» AIM OF THE EXERCISE
Write out every entry precisely as given, leaving the pictures out.

» DATA TO USE
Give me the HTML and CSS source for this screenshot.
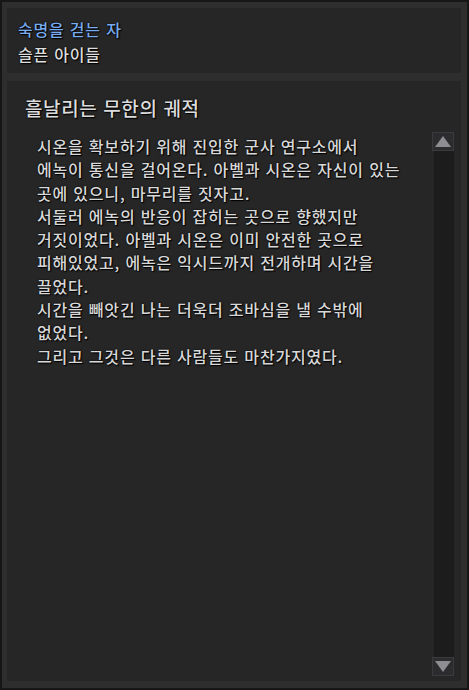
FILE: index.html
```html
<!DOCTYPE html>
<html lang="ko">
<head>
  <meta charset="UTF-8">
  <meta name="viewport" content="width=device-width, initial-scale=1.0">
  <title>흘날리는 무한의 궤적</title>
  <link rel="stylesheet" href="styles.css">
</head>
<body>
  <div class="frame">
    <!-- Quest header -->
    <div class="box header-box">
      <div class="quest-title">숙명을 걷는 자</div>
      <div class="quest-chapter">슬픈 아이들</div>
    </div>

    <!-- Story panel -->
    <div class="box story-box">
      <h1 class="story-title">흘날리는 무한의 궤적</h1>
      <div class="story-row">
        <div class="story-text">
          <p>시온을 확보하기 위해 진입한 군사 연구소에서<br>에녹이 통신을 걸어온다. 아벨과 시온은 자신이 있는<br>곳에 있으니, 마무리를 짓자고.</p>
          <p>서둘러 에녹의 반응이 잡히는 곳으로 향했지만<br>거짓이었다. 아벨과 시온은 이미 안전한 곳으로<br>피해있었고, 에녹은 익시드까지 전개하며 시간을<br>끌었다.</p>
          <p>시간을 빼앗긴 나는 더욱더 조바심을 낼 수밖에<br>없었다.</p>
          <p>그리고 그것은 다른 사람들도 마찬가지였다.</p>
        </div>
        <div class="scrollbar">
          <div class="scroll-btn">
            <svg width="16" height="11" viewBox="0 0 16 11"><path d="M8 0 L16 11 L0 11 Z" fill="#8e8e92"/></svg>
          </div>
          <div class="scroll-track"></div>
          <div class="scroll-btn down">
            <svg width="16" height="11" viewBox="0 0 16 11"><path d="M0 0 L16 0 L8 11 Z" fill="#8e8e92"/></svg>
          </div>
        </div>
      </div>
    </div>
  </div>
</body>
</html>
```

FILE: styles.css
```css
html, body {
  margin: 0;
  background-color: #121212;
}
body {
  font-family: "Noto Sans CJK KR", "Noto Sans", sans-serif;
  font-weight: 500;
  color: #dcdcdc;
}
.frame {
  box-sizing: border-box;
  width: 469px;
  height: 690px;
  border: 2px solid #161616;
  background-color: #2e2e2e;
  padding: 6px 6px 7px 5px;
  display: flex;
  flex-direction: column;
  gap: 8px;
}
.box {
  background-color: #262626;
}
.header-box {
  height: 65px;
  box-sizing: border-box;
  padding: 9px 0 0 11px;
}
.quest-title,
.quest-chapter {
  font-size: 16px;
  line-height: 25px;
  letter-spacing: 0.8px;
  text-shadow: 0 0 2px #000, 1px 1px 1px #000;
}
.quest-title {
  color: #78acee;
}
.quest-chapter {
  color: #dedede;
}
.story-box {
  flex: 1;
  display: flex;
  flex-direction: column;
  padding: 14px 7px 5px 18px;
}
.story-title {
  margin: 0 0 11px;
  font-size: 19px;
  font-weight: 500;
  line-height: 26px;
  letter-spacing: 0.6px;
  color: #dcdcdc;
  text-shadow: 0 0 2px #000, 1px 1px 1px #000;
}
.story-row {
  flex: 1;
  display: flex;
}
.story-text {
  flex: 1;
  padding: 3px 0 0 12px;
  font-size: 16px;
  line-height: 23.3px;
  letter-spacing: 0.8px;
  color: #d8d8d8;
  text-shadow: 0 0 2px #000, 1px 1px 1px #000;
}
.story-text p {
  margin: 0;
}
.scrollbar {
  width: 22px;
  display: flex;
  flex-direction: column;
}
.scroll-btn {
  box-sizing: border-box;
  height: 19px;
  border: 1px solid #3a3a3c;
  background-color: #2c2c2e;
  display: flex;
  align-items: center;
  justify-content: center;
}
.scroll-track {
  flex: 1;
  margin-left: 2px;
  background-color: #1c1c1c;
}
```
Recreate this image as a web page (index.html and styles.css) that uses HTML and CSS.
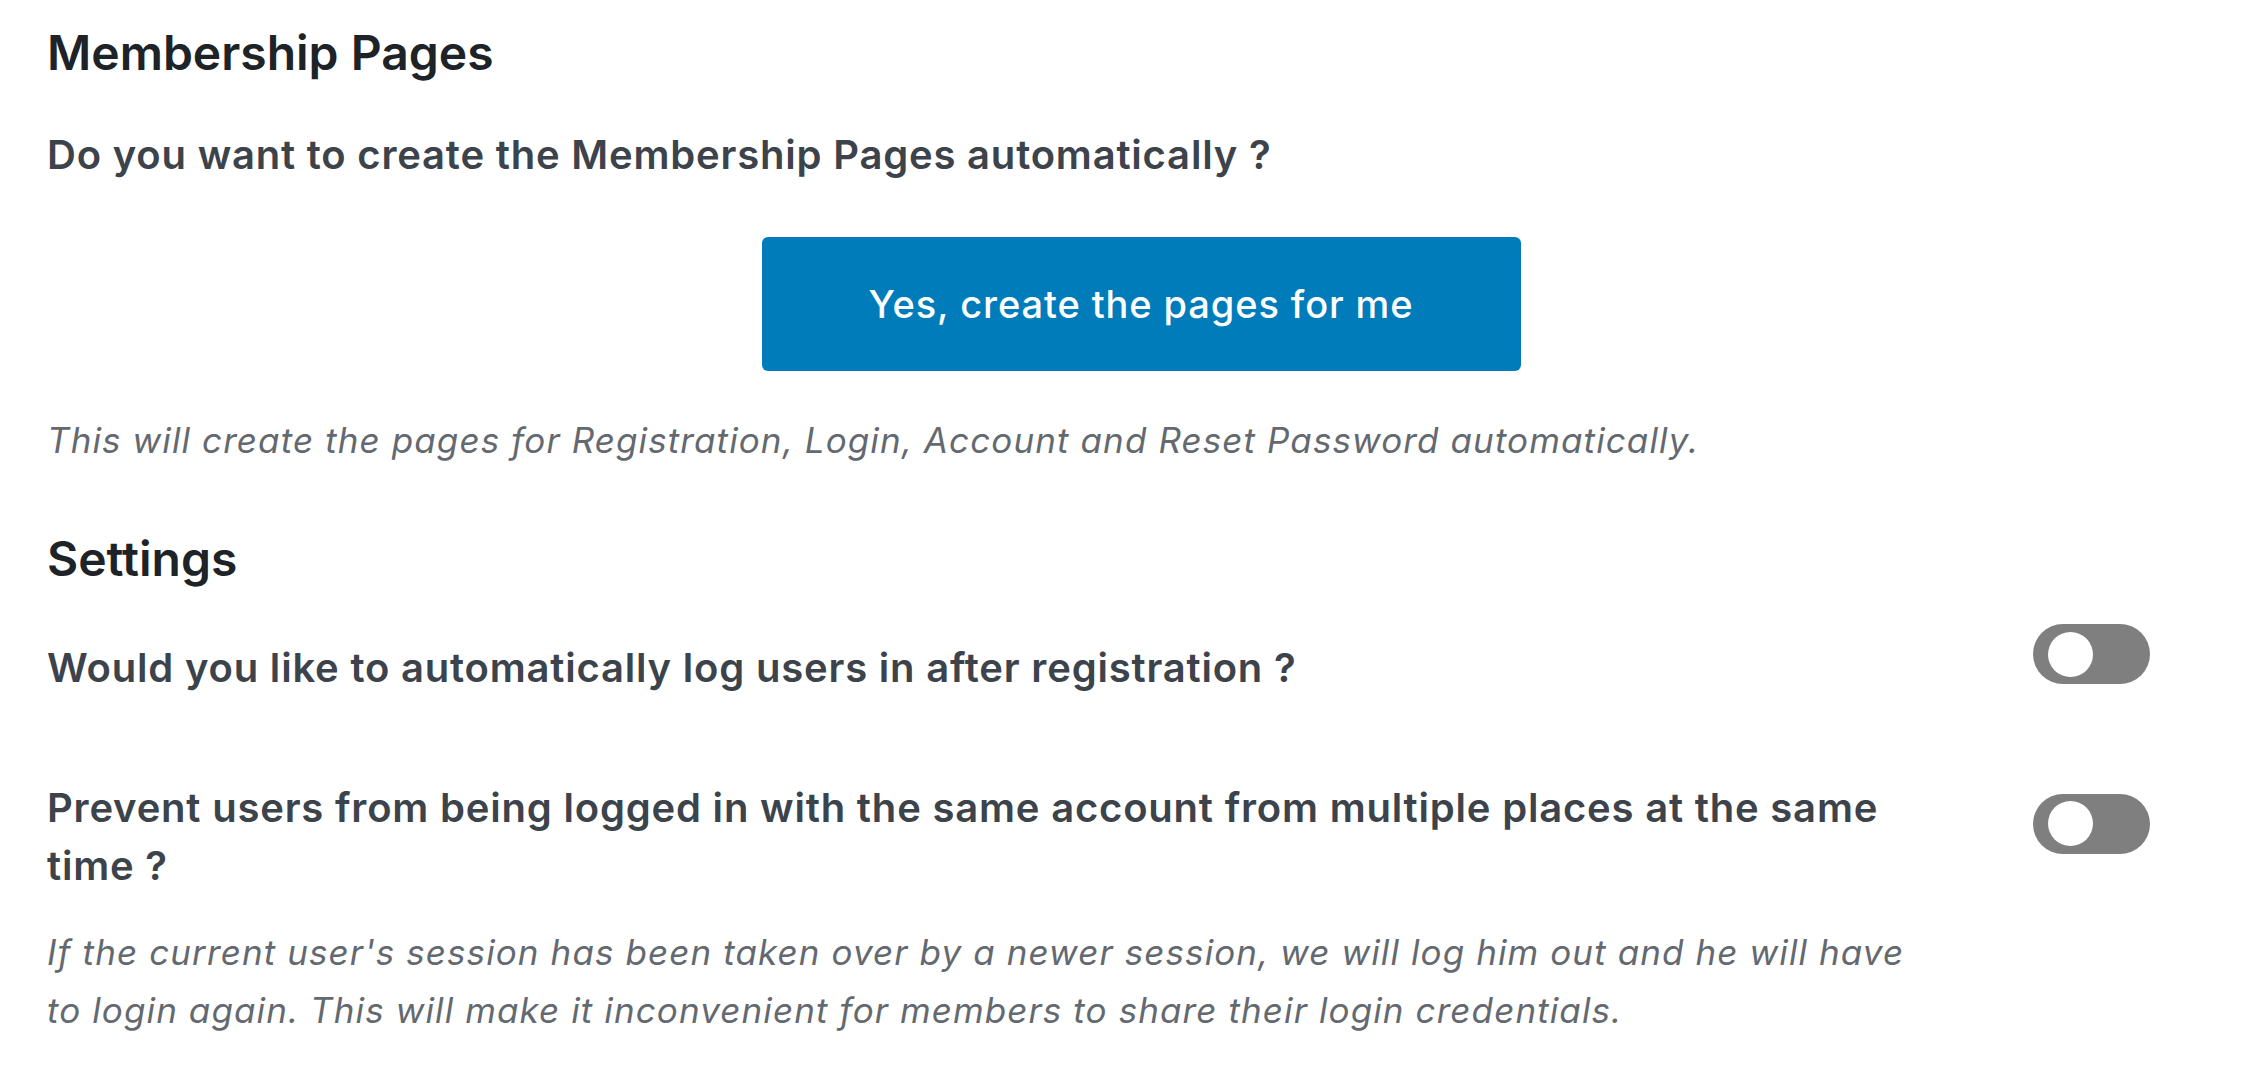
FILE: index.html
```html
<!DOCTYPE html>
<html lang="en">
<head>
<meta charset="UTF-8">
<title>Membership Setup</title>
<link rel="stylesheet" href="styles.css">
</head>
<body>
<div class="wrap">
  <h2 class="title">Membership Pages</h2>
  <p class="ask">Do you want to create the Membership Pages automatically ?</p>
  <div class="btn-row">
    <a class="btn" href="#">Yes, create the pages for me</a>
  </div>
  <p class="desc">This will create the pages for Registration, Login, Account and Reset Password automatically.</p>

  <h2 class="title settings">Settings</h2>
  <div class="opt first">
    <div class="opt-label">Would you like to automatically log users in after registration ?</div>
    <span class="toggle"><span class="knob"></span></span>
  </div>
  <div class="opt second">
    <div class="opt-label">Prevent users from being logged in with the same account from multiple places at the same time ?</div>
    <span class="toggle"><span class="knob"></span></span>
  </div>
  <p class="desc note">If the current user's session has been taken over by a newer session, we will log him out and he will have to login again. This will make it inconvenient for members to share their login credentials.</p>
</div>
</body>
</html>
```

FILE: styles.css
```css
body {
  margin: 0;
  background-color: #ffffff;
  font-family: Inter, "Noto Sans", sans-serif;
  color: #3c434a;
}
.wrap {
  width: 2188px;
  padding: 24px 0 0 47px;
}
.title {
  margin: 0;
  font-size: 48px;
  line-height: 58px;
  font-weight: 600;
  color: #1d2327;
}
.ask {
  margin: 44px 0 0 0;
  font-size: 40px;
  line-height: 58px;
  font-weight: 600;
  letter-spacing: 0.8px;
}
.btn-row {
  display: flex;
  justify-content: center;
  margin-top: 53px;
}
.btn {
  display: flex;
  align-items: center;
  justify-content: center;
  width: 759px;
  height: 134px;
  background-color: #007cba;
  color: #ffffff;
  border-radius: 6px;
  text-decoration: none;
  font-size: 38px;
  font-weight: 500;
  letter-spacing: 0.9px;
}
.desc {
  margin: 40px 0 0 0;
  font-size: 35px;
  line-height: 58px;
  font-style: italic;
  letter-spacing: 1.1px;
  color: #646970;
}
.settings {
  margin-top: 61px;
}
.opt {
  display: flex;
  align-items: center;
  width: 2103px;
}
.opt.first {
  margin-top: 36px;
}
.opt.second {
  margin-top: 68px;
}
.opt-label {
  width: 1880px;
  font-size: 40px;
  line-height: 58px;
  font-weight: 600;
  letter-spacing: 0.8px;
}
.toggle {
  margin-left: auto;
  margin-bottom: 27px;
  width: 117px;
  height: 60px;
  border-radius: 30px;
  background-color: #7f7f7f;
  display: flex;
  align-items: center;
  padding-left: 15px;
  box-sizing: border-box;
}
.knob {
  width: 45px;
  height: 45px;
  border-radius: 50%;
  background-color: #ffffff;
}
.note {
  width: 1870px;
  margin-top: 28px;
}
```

» RESPONSE
Give me the HTML and CSS source for this screenshot.
FILE: index.html
```html
<!DOCTYPE html>
<html lang="ko">
<head>
  <meta charset="UTF-8">
  <meta name="viewport" content="width=device-width, initial-scale=1.0">
  <title>흘날리는 무한의 궤적</title>
  <link rel="stylesheet" href="styles.css">
</head>
<body>
  <div class="frame">
    <!-- Quest header -->
    <div class="box header-box">
      <div class="quest-title">숙명을 걷는 자</div>
      <div class="quest-chapter">슬픈 아이들</div>
    </div>

    <!-- Story panel -->
    <div class="box story-box">
      <h1 class="story-title">흘날리는 무한의 궤적</h1>
      <div class="story-row">
        <div class="story-text">
          <p>시온을 확보하기 위해 진입한 군사 연구소에서<br>에녹이 통신을 걸어온다. 아벨과 시온은 자신이 있는<br>곳에 있으니, 마무리를 짓자고.</p>
          <p>서둘러 에녹의 반응이 잡히는 곳으로 향했지만<br>거짓이었다. 아벨과 시온은 이미 안전한 곳으로<br>피해있었고, 에녹은 익시드까지 전개하며 시간을<br>끌었다.</p>
          <p>시간을 빼앗긴 나는 더욱더 조바심을 낼 수밖에<br>없었다.</p>
          <p>그리고 그것은 다른 사람들도 마찬가지였다.</p>
        </div>
        <div class="scrollbar">
          <div class="scroll-btn">
            <svg width="16" height="11" viewBox="0 0 16 11"><path d="M8 0 L16 11 L0 11 Z" fill="#8e8e92"/></svg>
          </div>
          <div class="scroll-track"></div>
          <div class="scroll-btn down">
            <svg width="16" height="11" viewBox="0 0 16 11"><path d="M0 0 L16 0 L8 11 Z" fill="#8e8e92"/></svg>
          </div>
        </div>
      </div>
    </div>
  </div>
</body>
</html>
```

FILE: styles.css
```css
html, body {
  margin: 0;
  background-color: #121212;
}
body {
  font-family: "Noto Sans CJK KR", "Noto Sans", sans-serif;
  font-weight: 500;
  color: #dcdcdc;
}
.frame {
  box-sizing: border-box;
  width: 469px;
  height: 690px;
  border: 2px solid #161616;
  background-color: #2e2e2e;
  padding: 6px 6px 7px 5px;
  display: flex;
  flex-direction: column;
  gap: 8px;
}
.box {
  background-color: #262626;
}
.header-box {
  height: 65px;
  box-sizing: border-box;
  padding: 9px 0 0 11px;
}
.quest-title,
.quest-chapter {
  font-size: 16px;
  line-height: 25px;
  letter-spacing: 0.8px;
  text-shadow: 0 0 2px #000, 1px 1px 1px #000;
}
.quest-title {
  color: #78acee;
}
.quest-chapter {
  color: #dedede;
}
.story-box {
  flex: 1;
  display: flex;
  flex-direction: column;
  padding: 14px 7px 5px 18px;
}
.story-title {
  margin: 0 0 11px;
  font-size: 19px;
  font-weight: 500;
  line-height: 26px;
  letter-spacing: 0.6px;
  color: #dcdcdc;
  text-shadow: 0 0 2px #000, 1px 1px 1px #000;
}
.story-row {
  flex: 1;
  display: flex;
}
.story-text {
  flex: 1;
  padding: 3px 0 0 12px;
  font-size: 16px;
  line-height: 23.3px;
  letter-spacing: 0.8px;
  color: #d8d8d8;
  text-shadow: 0 0 2px #000, 1px 1px 1px #000;
}
.story-text p {
  margin: 0;
}
.scrollbar {
  width: 22px;
  display: flex;
  flex-direction: column;
}
.scroll-btn {
  box-sizing: border-box;
  height: 19px;
  border: 1px solid #3a3a3c;
  background-color: #2c2c2e;
  display: flex;
  align-items: center;
  justify-content: center;
}
.scroll-track {
  flex: 1;
  margin-left: 2px;
  background-color: #1c1c1c;
}
```
Recreate this image as a web page (index.html and styles.css) that uses HTML and CSS.
FILE: index.html
```html
<!DOCTYPE html>
<html lang="en">
<head>
<meta charset="UTF-8">
<title>Membership Setup</title>
<link rel="stylesheet" href="styles.css">
</head>
<body>
<div class="wrap">
  <h2 class="title">Membership Pages</h2>
  <p class="ask">Do you want to create the Membership Pages automatically ?</p>
  <div class="btn-row">
    <a class="btn" href="#">Yes, create the pages for me</a>
  </div>
  <p class="desc">This will create the pages for Registration, Login, Account and Reset Password automatically.</p>

  <h2 class="title settings">Settings</h2>
  <div class="opt first">
    <div class="opt-label">Would you like to automatically log users in after registration ?</div>
    <span class="toggle"><span class="knob"></span></span>
  </div>
  <div class="opt second">
    <div class="opt-label">Prevent users from being logged in with the same account from multiple places at the same time ?</div>
    <span class="toggle"><span class="knob"></span></span>
  </div>
  <p class="desc note">If the current user's session has been taken over by a newer session, we will log him out and he will have to login again. This will make it inconvenient for members to share their login credentials.</p>
</div>
</body>
</html>
```

FILE: styles.css
```css
body {
  margin: 0;
  background-color: #ffffff;
  font-family: Inter, "Noto Sans", sans-serif;
  color: #3c434a;
}
.wrap {
  width: 2188px;
  padding: 24px 0 0 47px;
}
.title {
  margin: 0;
  font-size: 48px;
  line-height: 58px;
  font-weight: 600;
  color: #1d2327;
}
.ask {
  margin: 44px 0 0 0;
  font-size: 40px;
  line-height: 58px;
  font-weight: 600;
  letter-spacing: 0.8px;
}
.btn-row {
  display: flex;
  justify-content: center;
  margin-top: 53px;
}
.btn {
  display: flex;
  align-items: center;
  justify-content: center;
  width: 759px;
  height: 134px;
  background-color: #007cba;
  color: #ffffff;
  border-radius: 6px;
  text-decoration: none;
  font-size: 38px;
  font-weight: 500;
  letter-spacing: 0.9px;
}
.desc {
  margin: 40px 0 0 0;
  font-size: 35px;
  line-height: 58px;
  font-style: italic;
  letter-spacing: 1.1px;
  color: #646970;
}
.settings {
  margin-top: 61px;
}
.opt {
  display: flex;
  align-items: center;
  width: 2103px;
}
.opt.first {
  margin-top: 36px;
}
.opt.second {
  margin-top: 68px;
}
.opt-label {
  width: 1880px;
  font-size: 40px;
  line-height: 58px;
  font-weight: 600;
  letter-spacing: 0.8px;
}
.toggle {
  margin-left: auto;
  margin-bottom: 27px;
  width: 117px;
  height: 60px;
  border-radius: 30px;
  background-color: #7f7f7f;
  display: flex;
  align-items: center;
  padding-left: 15px;
  box-sizing: border-box;
}
.knob {
  width: 45px;
  height: 45px;
  border-radius: 50%;
  background-color: #ffffff;
}
.note {
  width: 1870px;
  margin-top: 28px;
}
```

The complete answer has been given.